From that $10 copy of War and Peace Nancy and Larry embark on a grand tour of used and rare book stores, first in their west Massachusetts county and then expanding their territory to include neighboring states, New York City and Chicago, and then step up into book auctions. Along the way they meet a lot of characters, both in and out of books.

A bookseller tells them

Today, the autographs that are collected, the books that are collected...these are the authors that the collectors read in high school. They've always remembered them, they have a fondness for them*...of course, the people who were read in, say the forties and fifties are different than those who are read in high school today. Then we read Steinbeck and Hemingway and Faulkner. I don't know what they read today."

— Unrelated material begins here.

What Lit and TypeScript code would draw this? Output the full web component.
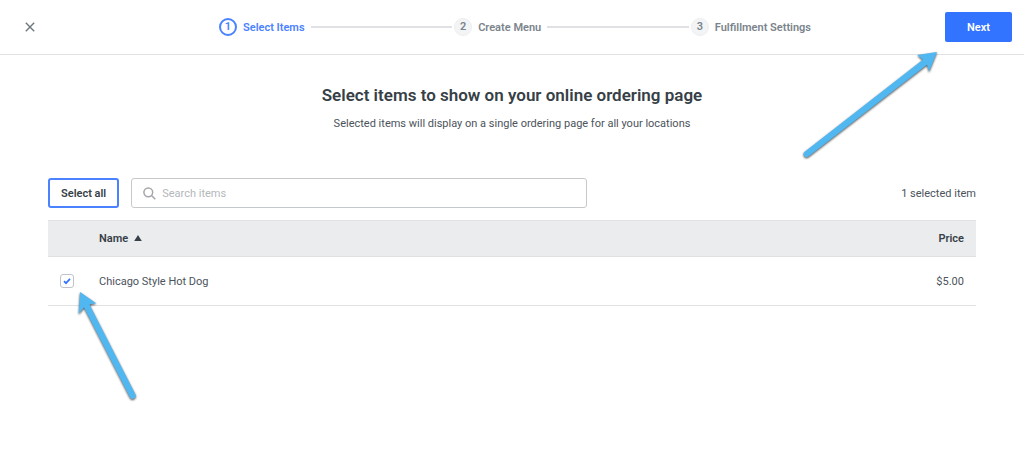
import { LitElement, html, css } from "lit";
import { customElement, state } from "lit/decorators.js";

interface Item {
  id: string;
  name: string;
  price: string;
}

@customElement("step-list")
class StepList extends LitElement {
  static styles = css`
    :host {
      display: block;
    }
    .steps {
      display: flex;
      align-items: center;
      margin: 0;
      padding: 0;
      list-style: none;
      font-size: 11px;
      line-height: 17px;
      font-weight: 600;
      color: #7b848c;
      white-space: nowrap;
    }
    .step {
      display: flex;
      align-items: center;
      gap: 6px;
    }
    .step.grow {
      flex: 1 1 auto;
    }
    .num {
      box-sizing: border-box;
      width: 18px;
      height: 18px;
      border: 1px solid #eceef0;
      border-radius: 50%;
      background: #f3f4f6;
      line-height: 16px;
      text-align: center;
    }
    .current {
      color: #4a82ff;
    }
    .current .num {
      border: 2px solid #4a82ff;
      background: #fff;
      line-height: 14px;
    }
    .line {
      flex: 1;
      height: 2px;
      margin-right: 2px;
      background: #dfe1e4;
    }
  `;

  private steps = ["Select Items", "Create Menu", "Fulfillment Settings"];

  render() {
    return html`<ol class="steps">
      ${this.steps.map(
        (label, i) => html`<li
          class="step ${i === 0 ? "current" : ""} ${i < this.steps.length - 1 ? "grow" : ""}"
        >
          <span class="num">${i + 1}</span>
          <span>${label}</span>
          ${i < this.steps.length - 1 ? html`<span class="line"></span>` : ""}
        </li>`
      )}
    </ol>`;
  }
}

@customElement("app-root")
class AppRoot extends LitElement {
  static styles = css`
    :host {
      display: block;
      position: relative;
      min-height: 100vh;
      overflow: hidden;
      background: #fff;
      color: #4b535b;
      font-family: Roboto, "Liberation Sans", sans-serif;
      font-size: 11px;
      line-height: 17px;
    }
    button,
    input {
      font: inherit;
      color: inherit;
    }
    button {
      cursor: pointer;
    }
    .top {
      display: grid;
      grid-template-columns: 1fr minmax(auto, 592px) 1fr;
      align-items: center;
      padding: 12px 12px 12px 18px;
      border-bottom: 1px solid #dfe1e3;
    }
    .close {
      justify-self: start;
      width: 24px;
      height: 24px;
      padding: 0;
      border: 0;
      background: none;
      display: grid;
      place-items: center;
    }
    .next {
      justify-self: end;
      height: 30px;
      padding: 0 22px;
      border: 0;
      border-radius: 2px;
      background: #3273ff;
      color: #fff;
      font-weight: 600;
    }
    .main {
      padding: 29px 48px;
    }
    .intro {
      text-align: center;
    }
    h1 {
      margin: 0;
      font-size: 17px;
      line-height: 22px;
      font-weight: 600;
      color: #373f47;
    }
    .intro p {
      margin: 9px 0 0;
    }
    .tools {
      display: flex;
      align-items: center;
      gap: 12px;
      margin-top: 46px;
    }
    .all {
      height: 30px;
      padding: 0 11px;
      border: 2px solid #4a82ff;
      border-radius: 3px;
      background: #fff;
      color: #373f47;
      font-weight: 600;
      white-space: nowrap;
    }
    .search {
      box-sizing: border-box;
      flex: 0 1 456px;
      height: 30px;
      display: flex;
      align-items: center;
      gap: 6px;
      padding: 0 11px;
      border: 1px solid #c6c9cc;
      border-radius: 3px;
    }
    .search input {
      flex: 1;
      min-width: 0;
      height: 18px;
      padding: 0;
      border: 0;
      outline: 0;
      background: none;
    }
    .search input::placeholder {
      color: #b4b7ba;
      opacity: 1;
    }
    .count {
      margin-left: auto;
      white-space: nowrap;
    }
    table {
      width: 100%;
      margin-top: 12px;
      border-collapse: collapse;
    }
    th,
    td {
      padding: 0 12px;
      border-bottom: 1px solid #dfe1e3;
      text-align: left;
    }
    th {
      height: 35px;
      border-top: 1px solid #dfe1e3;
      background: #ebecee;
      color: #373f47;
      font-weight: 600;
    }
    td {
      height: 48px;
    }
    .pick {
      width: 27px;
    }
    .name {
      padding-left: 0;
    }
    .price {
      text-align: right;
    }
    .sort {
      margin-left: 3px;
    }
    .box {
      appearance: none;
      display: block;
      box-sizing: border-box;
      width: 14px;
      height: 14px;
      margin: 0;
      border: 1px solid #c0c4c8;
      border-radius: 3px;
      background: #fff center / 12px 12px no-repeat;
    }
    .box:checked {
      background-image: url("data:image/svg+xml,%3Csvg xmlns='http://www.w3.org/2000/svg' viewBox='0 0 12 12'%3E%3Cpath d='M3 6.2l2 2 4-4.3' fill='none' stroke='%233273ff' stroke-width='1.7'/%3E%3C/svg%3E");
    }
    .arrow {
      position: absolute;
      pointer-events: none;
      fill: #51b7f0;
      filter: drop-shadow(0 1px 1px rgba(0, 0, 0, 0.7));
    }
    .to-next {
      top: 46px;
      right: 80px;
    }
    .to-box {
      top: 286px;
      left: 74px;
    }
  `;

  @state() private selected = new Set<string>(["hot-dog"]);

  private items: Item[] = [{ id: "hot-dog", name: "Chicago Style Hot Dog", price: "$5.00" }];

  private toggle(id: string) {
    const next = new Set(this.selected);
    if (!next.delete(id)) next.add(id);
    this.selected = next;
  }

  private selectAll() {
    this.selected = new Set(this.items.map((i) => i.id));
  }

  render() {
    const n = this.selected.size;
    return html`
      <header class="top">
        <button class="close" aria-label="Close">
          <svg width="10" height="10" viewBox="0 0 10 10" fill="none" stroke="#6f777e" stroke-width="1.4">
            <path d="M.8 .8l8.4 8.4M9.2 .8L.8 9.2" />
          </svg>
        </button>
        <step-list></step-list>
        <button class="next">Next</button>
      </header>
      <main class="main">
        <div class="intro">
          <h1>Select items to show on your online ordering page</h1>
          <p>Selected items will display on a single ordering page for all your locations</p>
        </div>
        <div class="tools">
          <button class="all" @click=${this.selectAll}>Select all</button>
          <label class="search">
            <svg width="13" height="13" viewBox="0 0 13 13" fill="none" stroke="#a3a7ab" stroke-width="1.5">
              <circle cx="5.3" cy="5.3" r="4.4" />
              <path d="M8.5 8.5l3.8 3.8" />
            </svg>
            <input type="text" placeholder="Search items" aria-label="Search items" />
          </label>
          <span class="count">${n} selected ${n === 1 ? "item" : "items"}</span>
        </div>
        <table>
          <thead>
            <tr>
              <th class="pick"></th>
              <th class="name">
                Name
                <svg class="sort" width="8" height="7" viewBox="0 0 8 7" fill="#373f47">
                  <path d="M4 0L7.8 6H.2z" />
                </svg>
              </th>
              <th class="price">Price</th>
            </tr>
          </thead>
          <tbody>
            ${this.items.map(
              (item) => html`<tr>
                <td class="pick">
                  <input
                    class="box"
                    type="checkbox"
                    id=${item.id}
                    .checked=${this.selected.has(item.id)}
                    @change=${() => this.toggle(item.id)}
                  />
                </td>
                <td class="name"><label for=${item.id}>${item.name}</label></td>
                <td class="price">${item.price}</td>
              </tr>`
            )}
          </tbody>
        </table>
      </main>
      <svg class="arrow to-next" width="144" height="118" viewBox="0 0 144 118">
        <path
          d="M137 6L117.3 9L122.8 13.8L4.4 106A3.1 3.1 0 0 0 8.2 110.8L127 18.8L129 25.7Z"
        />
      </svg>
      <svg class="arrow to-box" width="66" height="120" viewBox="0 0 66 120">
        <path d="M6 6L22.2 17.3L15.5 18.6L61.5 108.6A3.1 3.1 0 0 1 56 111.4L10 21.4L4.7 28Z" />
      </svg>
    `;
  }
}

We did. It comes from having a succession of high school babysitters dragging their bookbags into your living room.

"They read Margaret Atwood," we said.

George stared at us. "That's appalling," he said.

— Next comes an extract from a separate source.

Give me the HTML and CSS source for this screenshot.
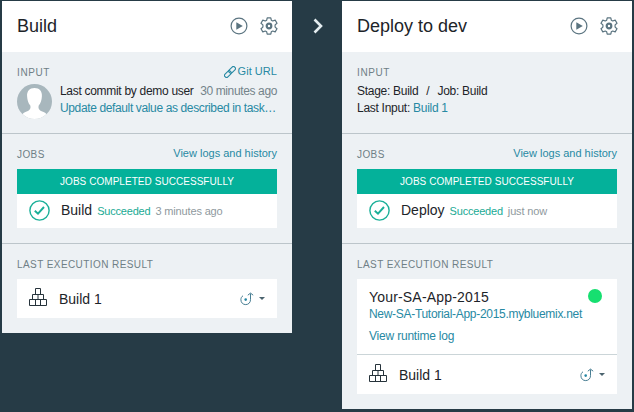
FILE: index.html
```
<!DOCTYPE html>
<html lang="en">
<head>
<meta charset="utf-8">
<title>Delivery Pipeline</title>
<link rel="stylesheet" href="styles.css">
</head>
<body>
<svg class="defs" aria-hidden="true">
  <symbol id="play" viewBox="0 0 18 18"><circle cx="9" cy="9" r="7.900" fill="none" stroke="currentColor" stroke-width="1.200"/><path d="M6.300 5.200 12.800 9l-6.500 3.800z" fill="currentColor"/></symbol>
  <symbol id="gear" viewBox="0 0 18 18"><path d="M7.200.8h3.600l.5 2.400 1.400.8 2.500-.9L17 6.200l-1.900 1.700v2.200l1.900 1.700-1.800 3.100-2.500-.9-1.400.8-.5 2.400H7.200l-.5-2.400-1.400-.8-2.500.9L1 11.800l1.900-1.700V7.900L1 6.200l1.800-3.100 2.500.9 1.400-.8z" fill="none" stroke="currentColor" stroke-width="1.200" stroke-linejoin="round"/><circle cx="9" cy="9" r="2.300" fill="none" stroke="currentColor" stroke-width="2.200"/></symbol>
  <symbol id="check" viewBox="0 0 21 21"><circle cx="10.500" cy="10.500" r="9.600" fill="none" stroke="currentColor" stroke-width="1.400"/><path d="m5.800 10.700 3.200 3 6-6.700" fill="none" stroke="currentColor" stroke-width="1.900"/></symbol>
  <symbol id="blocks" viewBox="0 0 18 18"><path d="M6.500.5h5v6h-5zM3.500 6.500h11v5h-11zM9 6.500v5M.5 11.500h17v6H.5zM6.500 11.500v6M11.500 11.500v6" fill="none" stroke="currentColor"/></symbol>
  <symbol id="deploy" viewBox="0 0 14 14"><path d="M3 3.800C1.500 4.600.9 6.200.9 7.700c0 3 2.100 4.900 4.800 4.900s4.800-2 4.800-4.900V1.500M7.800 3.200l2.700-2.100 2.700 2.100" fill="none" stroke="currentColor"/><circle cx="5.700" cy="7.600" r="1.300" fill="#2385a3"/></symbol>
  <symbol id="link" viewBox="0 0 12 12"><g fill="none" stroke="currentColor" stroke-width="1.100" transform="rotate(-45 6 6)"><rect x="-.8" y="4" width="7.600" height="4" rx="1.800"/><rect x="5.200" y="4" width="7.600" height="4" rx="1.800"/></g></symbol>
</svg>
<main class="pipeline">
  <article class="stage">
    <header class="stage-header">
      <h1>Build</h1>
      <svg class="tool"><use href="#play"/></svg>
      <svg class="tool"><use href="#gear"/></svg>
    </header>
    <section class="input">
      <div class="heading"><h2>INPUT</h2><a class="small-link git"><svg class="link-icon"><use href="#link"/></svg>Git URL</a></div>
      <div class="commit">
        <svg class="avatar" viewBox="0 0 35 35"><defs><clipPath id="disc"><circle cx="17.500" cy="17.500" r="17.500"/></clipPath></defs><g clip-path="url(#disc)"><path d="M0 0h35v35H0z" fill="#a8b7bd"/><path d="M17.500 4c-5 0-7.800 3.300-7.400 8.300.2 4 1.200 7 3.200 9.200.7 3.200-.4 5-4.300 6.300-3 1-5 3-6 7.200h29c-1-4.200-3-6.200-6-7.200-3.900-1.300-5-3.100-4.300-6.300 2-2.200 3-5.200 3.200-9.200.4-5-2.400-8.300-7.400-8.300z" fill="#fff"/></g></svg>
        <div class="commit-text">
          <div class="commit-line"><span>Last commit by demo user</span><span class="time">30 minutes ago</span></div>
          <div><a class="message">Update default value as described in task…</a></div>
        </div>
      </div>
    </section>
    <section class="jobs">
      <div class="heading"><h2>JOBS</h2><a class="small-link">View logs and history</a></div>
      <div class="banner">JOBS COMPLETED SUCCESSFULLY</div>
      <div class="job"><svg class="check"><use href="#check"/></svg><span class="job-name">Build</span><span class="status">Succeeded</span><span class="ago">3 minutes ago</span></div>
    </section>
    <section class="result">
      <h2>LAST EXECUTION RESULT</h2>
      <div class="box">
        <div class="build"><svg class="blocks"><use href="#blocks"/></svg><span class="build-name">Build 1</span><svg class="deploy"><use href="#deploy"/></svg><i class="caret"></i></div>
      </div>
    </section>
  </article>
  <div class="arrow"><svg viewBox="0 0 10 16"><path d="m1.500 1.500 6.500 6.500-6.500 6.500" fill="none" stroke="#e4edf0" stroke-width="2.600"/></svg></div>
  <article class="stage">
    <header class="stage-header">
      <h1>Deploy to dev</h1>
      <svg class="tool"><use href="#play"/></svg>
      <svg class="tool"><use href="#gear"/></svg>
    </header>
    <section class="input">
      <div class="heading"><h2>INPUT</h2></div>
      <div class="source"><span>Stage: Build</span><span class="slash">/</span><span>Job: Build</span></div>
      <div class="source">Last Input:&nbsp;<a>Build 1</a></div>
    </section>
    <section class="jobs">
      <div class="heading"><h2>JOBS</h2><a class="small-link">View logs and history</a></div>
      <div class="banner">JOBS COMPLETED SUCCESSFULLY</div>
      <div class="job"><svg class="check"><use href="#check"/></svg><span class="job-name">Deploy</span><span class="status">Succeeded</span><span class="ago">just now</span></div>
    </section>
    <section class="result">
      <h2>LAST EXECUTION RESULT</h2>
      <div class="box">
        <div class="app">
          <div class="app-title"><span>Your-SA-App-2015</span><i class="dot"></i></div>
          <a class="route">New-SA-Tutorial-App-2015.mybluemix.net</a>
          <a class="runtime">View runtime log</a>
        </div>
        <div class="build"><svg class="blocks"><use href="#blocks"/></svg><span class="build-name">Build 1</span><svg class="deploy"><use href="#deploy"/></svg><i class="caret"></i></div>
      </div>
    </section>
  </article>
</main>
</body>
</html>
```
FILE: styles.css
```
* { box-sizing: border-box; }
body {
  margin: 0;
  height: 412px;
  overflow: hidden;
  background: #263b46;
  color: #1d2429;
  font: 12px/17px "Liberation Sans", Arial, sans-serif;
  white-space: nowrap;
}
.defs { display: none; }
svg { display: block; flex: none; }
a { color: #2789a3; }
.pipeline { display: flex; align-items: flex-start; padding: 1px 2px 0; }
.stage { width: 290px; flex: none; background: #edf1f4; }
.stage-header { display: flex; align-items: center; height: 51px; padding: 0 14px 2px 15px; background: #fff; }
h1 { margin: 0 auto 0 0; font-size: 18px; line-height: 22px; font-weight: 400; }
.tool { width: 18px; height: 18px; color: #5b7480; }
.tool + .tool { margin-left: 12px; }
h2 { margin: 0; font-size: 10px; line-height: 13px; font-weight: 400; letter-spacing: .42px; color: #6f7f86; }
.heading { display: flex; justify-content: space-between; align-items: flex-start; }
.small-link { display: flex; align-items: center; font-size: 11px; line-height: 13px; }
.link-icon { width: 12px; height: 12px; margin-right: 2px; }
.git { letter-spacing: .05px; }
.input { height: 82px; padding: 14px 15px 0; border-bottom: 1px solid #bcc5ca; }
.input .heading { height: 17px; }
.input h2 { letter-spacing: .6px; }
.input .small-link { margin-top: -1px; }
.commit { display: flex; gap: 8px; }
.avatar { width: 35px; height: 35px; margin-top: 1px; }
.commit-text { width: 218px; letter-spacing: -.3px; }
.commit-line { display: flex; justify-content: space-between; }
.time { color: #74838a; letter-spacing: -.37px; }
.message { letter-spacing: -.37px; }
.source { display: flex; letter-spacing: -.28px; }
.slash { margin: 0 8px; }
.jobs { height: 110px; padding: 13px 15px 0; border-bottom: 1px solid #bcc5ca; }
.jobs .heading { height: 22px; }
.jobs h2 { padding-top: 1px; }
.banner { height: 25px; background: #04b19a; color: #fff; font-size: 10px; line-height: 25px; text-align: center; letter-spacing: .05px; }
.job { display: flex; align-items: center; height: 34px; padding: 0 12px; background: #fff; }
.check { width: 21px; height: 21px; margin: -2px 11px 0 0; color: #1aaf98; }
.job-name { margin: -2px 5px 0 0; font-size: 14px; }
.status { margin-right: 5px; font-size: 11px; color: #1aaa94; letter-spacing: -.2px; }
.ago { font-size: 11px; color: #8f999e; letter-spacing: -.15px; }
.result { padding: 14px 15px 15px; }
.result h2 { height: 21px; }
.box { background: #fff; }
.build { display: flex; align-items: center; height: 39px; padding: 0 12px; }
.blocks { width: 18px; height: 18px; margin: -3px 12px 0 0; color: #26333b; }
.build-name { margin-right: auto; padding-top: 2px; font-size: 14px; }
.deploy { width: 14px; height: 14px; margin-right: 5px; color: #477d92; }
.caret { border: 3px solid transparent; border-top-color: #4b636e; border-bottom: 0; }
.app { height: 76px; padding: 10px 12px 0; border-bottom: 1px solid #cbd5d8; }
.app-title { display: flex; justify-content: space-between; height: 17px; font-size: 14px; letter-spacing: .18px; }
.dot { width: 14px; height: 14px; margin-right: 3px; border-radius: 50%; background: #16df70; }
.route, .runtime { display: block; letter-spacing: -.3px; }
.runtime { margin-top: 5px; letter-spacing: -.2px; }
.arrow { width: 50px; padding: 17px 0 0 21px; }
.arrow svg { width: 10px; height: 16px; }
```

Which gives you a pretty good idea what century most of the booksellers Nancy and Larry meet are inhabiting.

There are extended riffs on Anthony Trollope and Booth Tarkington and Sinclair Lewis and Charles Dickens and John Dos Passos, and for a book published in 1997 some jaw-dropping prices. Their education and expenditures proceed apace, until eventually they buy a copy of Bleak House for $700, with no second thoughts or buyer's remorse.

Reads almost like a novel. Thoroughly enjoyable and very informative, and I might actually get all the way through War and Peace if I owned an edition like theirs. I don't think I'd get through it on a Kindle.

*True. The only firsts I would even consider buying would be Shute, Heinlein and Heyer. I just checked Alibris, where I found a first edition of The Rolling Stones in a "fine" dust jacket for the bargain basement price of $2000. On the other hand, I found a first with dust jacket of The Unknown Ajax for twenty bucks. Couldn't find a first of Trustee from the Toolroom. I didn't have as much fun as Larry and Nancy did, though.